Gadget Monday: Tiny Pocket Projector

Monday, October 27th, 2008

3M Pocket Projector

Move over pens, it’s time to make room for a pocket projector. Yes, projector, not protector. The 3M Pocket Projector is a dinky $359 projector that takes the place of hyper-expensive LCD projectors that can run in the thousands.

Plug the projector into your laptop to access DVDs, presentations and photos, and project them onto your desk or wall or another blank white space. It’s definitely limited to a smaller room application in bright light – it displays around a foot across – but in a dark room, you can use it to project a much larger image on the wall.

Perfect tool for taking on the road for seminars or doing quick displays.

STAR Opens You Tube Channel

Friday, September 12th, 2008

Very nice! Our friends at STAR (Synagogues: Transformation and Renewal) have launched a new YouTube Channel to promote their programs and to aid in their ongoing quest to educate synagogues in the powers of technology.

I believe one of the tools they use to put together their web videos is the Flip camera, which I’ve mentioned here in the past.

Check it out and click Subscribe so you can receive updates from this great organization.

Introducing … Gadget Monday

Monday, July 21st, 2008

Now you can look forward to Mondays – this week marks the beginning of Gadget Mondays on the Friendly Web Tools blog. We know that the Web stuff doesn’t work unless you have the technology to make it happen, so we’ll start to cover the hardware that will make your computing life less confusing.

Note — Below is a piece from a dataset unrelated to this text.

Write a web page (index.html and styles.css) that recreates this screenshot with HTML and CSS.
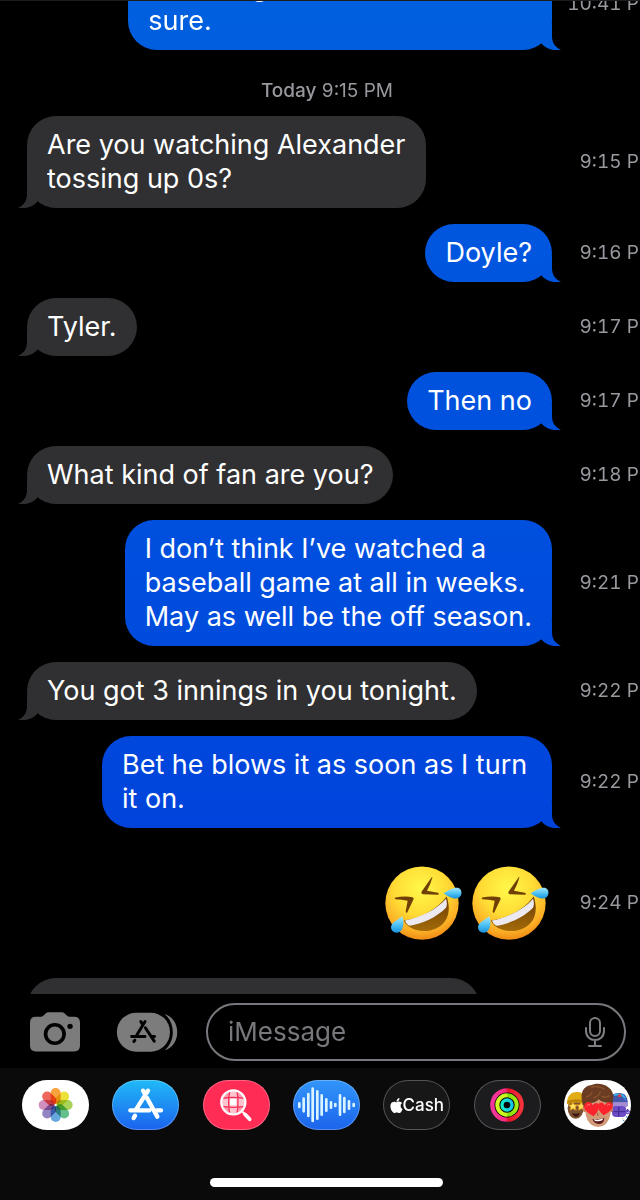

On this inaugural Gadget Monday: the Flip video camera.

Flip Video Camera

With this ultra user-friendly gadget, converting lectures, presentations and conversations into YouTube-ready movies is a snap. Keep this little guy handy so you can record any action and turn it into a simple presentation for your constituency or colleagues who can’t be there. One client of ours is already using the Flip to create quick videos and distribute them on YouTube.

The best part? These things start at $129.99 – more manageable than you might have thought.